The spectacular funeral pulled its congregation back into pre-Vatican II darkness. As the choir sang, mostly in Latin, three bishops plus about four priests as major concelebrants, plus an endless line of priests a few steps back, plus long lines of men in cassocks and surplices, celebrated the Mass in Latin, facing the altar, backs to the people and distributed the Eucharist on the tongue to those who knelt down at the altar rail or waited outside. No layperson received from the cup. Whether they intended it or not, they identified themselves and their beliefs not with the church of 2016 but of 1957.

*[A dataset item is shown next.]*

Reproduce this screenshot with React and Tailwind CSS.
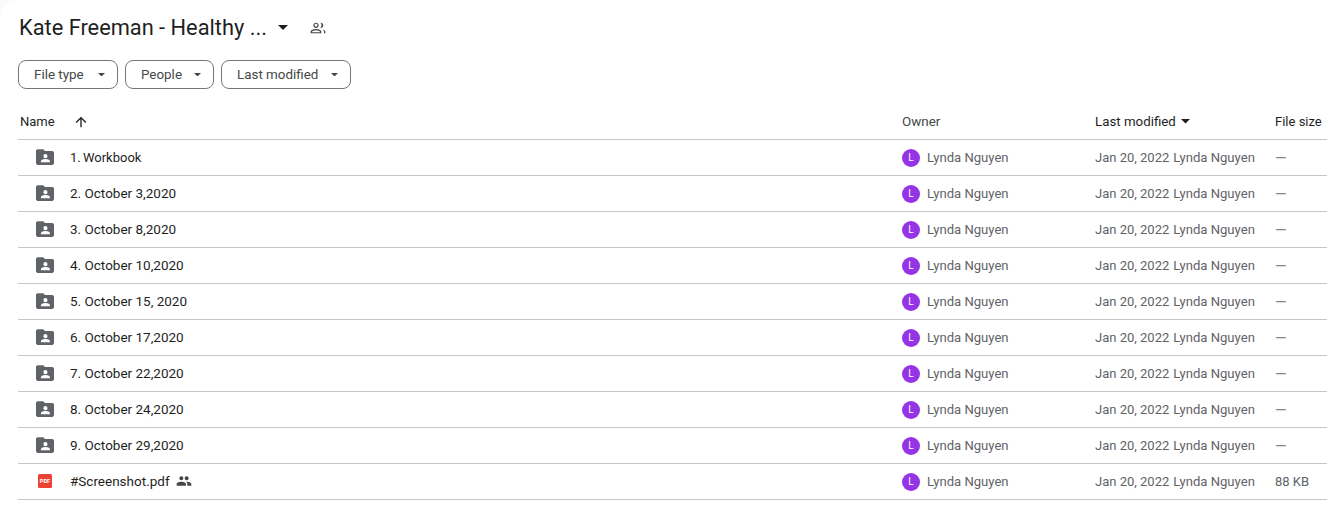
import React from "react";

const ROWS = [
  "1. Workbook",
  "2. October 3,2020",
  "3. October 8,2020",
  "4. October 10,2020",
  "5. October 15, 2020",
  "6. October 17,2020",
  "7. October 22,2020",
  "8. October 24,2020",
  "9. October 29,2020",
];

const Caret = ({ className }) => (
  <svg viewBox="0 0 10 5" className={className} fill="currentColor">
    <path d="M0 0l5 5 5-5z" />
  </svg>
);

const SharedFolder = () => (
  <svg width="18" height="16" viewBox="0 0 20 17.500" fill="#5f6368">
    <path d="M2 0h6l2 2h8c1.100 0 2 .9 2 2v11.500c0 1.100-.9 2-2 2H2c-1.100 0-2-.9-2-2V2C0 .9.900 0 2 0zm8.500 5.500a2.300 2.300 0 100 4.600 2.300 2.300 0 000-4.600zM5.500 14.500h10v-1c0-1.700-3.400-2.500-5-2.500s-5 .8-5 2.500z" fillRule="evenodd" />
  </svg>
);

const PdfIcon = () => (
  <svg width="14" height="14" viewBox="0 0 14 14">
    <rect width="14" height="14" rx="1.500" fill="#ea4335" />
    <text x="7" y="9.200" textAnchor="middle" fontSize="5.600" fontWeight="700" fill="#fff" fontFamily="Roboto, sans-serif">PDF</text>
  </svg>
);

const PeopleIcon = ({ className }) => (
  <svg viewBox="0 0 24 24" className={className} fill="currentColor">
    <path d="M16 11c1.660 0 2.990-1.340 2.990-3S17.660 5 16 5s-3 1.340-3 3 1.340 3 3 3zm-8 0c1.660 0 2.990-1.340 2.990-3S9.660 5 8 5 5 6.340 5 8s1.340 3 3 3zm0 2c-2.330 0-7 1.170-7 3.500V19h14v-2.500C15 14.170 10.330 13 8 13zm8 0c-.29 0-.62.02-.97.05 1.160.84 1.970 1.970 1.970 3.450V19h6v-2.500c0-2.330-4.670-3.500-7-3.500z" />
  </svg>
);

const PeopleOutline = ({ className }) => (
  <svg viewBox="0 0 24 24" className={className} fill="currentColor">
    <path d="M9 12c2.200 0 4-1.800 4-4s-1.800-4-4-4-4 1.800-4 4 1.800 4 4 4zm0-6.200c1.200 0 2.200 1 2.200 2.200s-1 2.200-2.200 2.200-2.200-1-2.200-2.200 1-2.200 2.200-2.200zM9 13.500c-2.700 0-8 1.300-8 4V20h16v-2.500c0-2.700-5.300-4-8-4zM2.900 18.200v-.7c.3-.9 3.700-2.200 6.100-2.200s5.800 1.300 6.100 2.200v.7H2.900zM15.500 4.100c1.100.9 1.800 2.300 1.800 3.900s-.7 3-1.800 3.900c.2 0 .3.100.5.100 2.200 0 4-1.800 4-4s-1.800-4-4-4c-.2 0-.3 0-.5.100zM18.300 13.900c1.600.9 2.700 2.100 2.700 3.600V20h2v-2.500c0-1.700-2.200-3-4.700-3.600z" />
  </svg>
);

const Filter = ({ label, width }) => (
  <button className={`flex h-[29px] items-center justify-between rounded-lg border border-[#747775] pl-[15px] pr-[12px] text-[13.4px] leading-[20px] text-[#444746] ${width}`}>
    <span className="pt-px">{label}</span>
    <Caret className="h-[3.500px] w-[7px] text-[#444746]" />
  </button>
);

const Row = ({ icon, name, nameClass, shared, size }) => (
  <div className="flex h-9 items-center border-b border-[#c7c7c7] text-[13px] leading-[20px]">
    <div className="flex w-[884px] items-center">
      <div className="-mt-px flex w-[52px] justify-center pl-[1px]">{icon}</div>
      <span className={`text-[#1f1f1f] ${nameClass}`}>{name}</span>
      {shared && <PeopleIcon className="-mt-px ml-[6px] h-4 w-4 text-[#444746]" />}
    </div>
    <div className="flex w-[193px] items-center gap-[7px] text-[13.100px] text-[#5f6368]">
      <div className="mt-px flex h-[18px] w-[18px] items-center justify-center rounded-full bg-[#9334e6] text-[10px] text-white">L</div>
      Lynda Nguyen
    </div>
    <div className="flex w-[180px] gap-[4px] text-[#5f6368]">
      <span>Jan 20, 2022</span>
      <span className="text-[13.100px]">Lynda Nguyen</span>
    </div>
    <div className="text-[#5f6368]">
      {size === "—" ? <span className="inline-block pt-[2px] text-[15px] text-[#80868b]">—</span> : size}
    </div>
  </div>
);

export default function App() {
  return (
    <div className="h-[510px] overflow-hidden bg-[#f8fafd] font-['Roboto',sans-serif]">
      <div className="h-full rounded-tl-[16px] bg-white pl-[18px]">
        <div className="flex h-[42px] items-end pl-[1px]">
          <h1 className="text-[21.800px] leading-[28px] text-[#1f1f1f]">Kate Freeman - Healthy ...</h1>
          <Caret className="mb-[12px] ml-[11px] h-[5px] w-[10px] text-[#1f1f1f]" />
          <PeopleOutline className="mb-[6px] ml-[22px] h-4 w-4 text-[#444746]" />
        </div>
        <div className="mt-[18px] flex gap-[7px]">
          <Filter label="File type" width="w-[100px]" />
          <Filter label="People" width="w-[89px]" />
          <Filter label="Last modified" width="w-[130px]" />
        </div>
        <div className="mt-[15px] flex h-[36px] items-center border-b border-[#c7c7c7] text-[13px] leading-[20px] text-[#1f1f1f]">
          <div className="flex w-[884px] items-center pl-[2px]">
            <span className="w-[53px]">Name</span>
            <svg viewBox="0 0 24 24" className="h-4 w-4" fill="#1f1f1f">
              <path d="M4 12l1.410 1.410L11 7.830V20h2V7.830l5.580 5.590L20 12l-8-8z" />
            </svg>
          </div>
          <div className="w-[193px] text-[13.400px] text-[#444746]">Owner</div>
          <div className="flex w-[180px] items-center gap-[5px] text-[13.300px]">
            Last modified
            <Caret className="h-[4.500px] w-[9px] text-[#1f1f1f]" />
          </div>
          <div>File size</div>
        </div>
        {ROWS.map((name, i) => (
          <Row
            key={name}
            icon={<SharedFolder />}
            name={name}
            nameClass={i === 0 ? "text-[13px] [word-spacing:-1px]" : "-mt-px text-[13.500px]"}
            size="—"
          />
        ))}
        <Row icon={<PdfIcon />} name="#Screenshot.pdf" nameClass="-mt-px text-[13.500px]" shared size="88 KB" />
      </div>
    </div>
  );
}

Whether EWTN wants to be considered real journalism or the mouthpiece of the National Catholic Register -- which it owns -- and the Knights of Columbus who support them, a sort of Catholic FOX News, remains to be seen. Its Friday night news broadcast covered 15 topics, none in depth. Earlier in the week, Steubenville University presented a conversation among four men on the works of mercy. On "visiting prisons," one suggested praying for the souls in Purgatory, since that is like a prison. No mention of prison reform, death penalty or prison brutality.

In another program on the Creed, Redemptorist Fr. Pablo Straub said "descended into hell" means informing Adam, Eve, Abel, Jacob and his 12 sons and Moses, etc., that they were free to go to heaven. Karl Rahner, on the other hand, writes "descent into hell is simply Christ being dead."

Couldn't the bishops, the Catholic universities with strong media, theology and social justice programs, and foundations put their heads together and come up with programming that deals with the challenges Pope Francis has offered on the environment, justice and peace and appeals to the mind and soul rather than to nostalgia and intellectual isolation?

As Edward R. Murrow, patron saint of broadcast journalism, told TV news directors in 1958: "This instrument can teach, it can illuminate; yes, it can even inspire. But it can do so only to the extent that humans are determined to use it to those ends. Otherwise it is merely lights and wires in a box."

[Jesuit Fr. Raymond A. Schroth, biographer of Jesuit Fr. Robert Drinan, is literary editor of America.]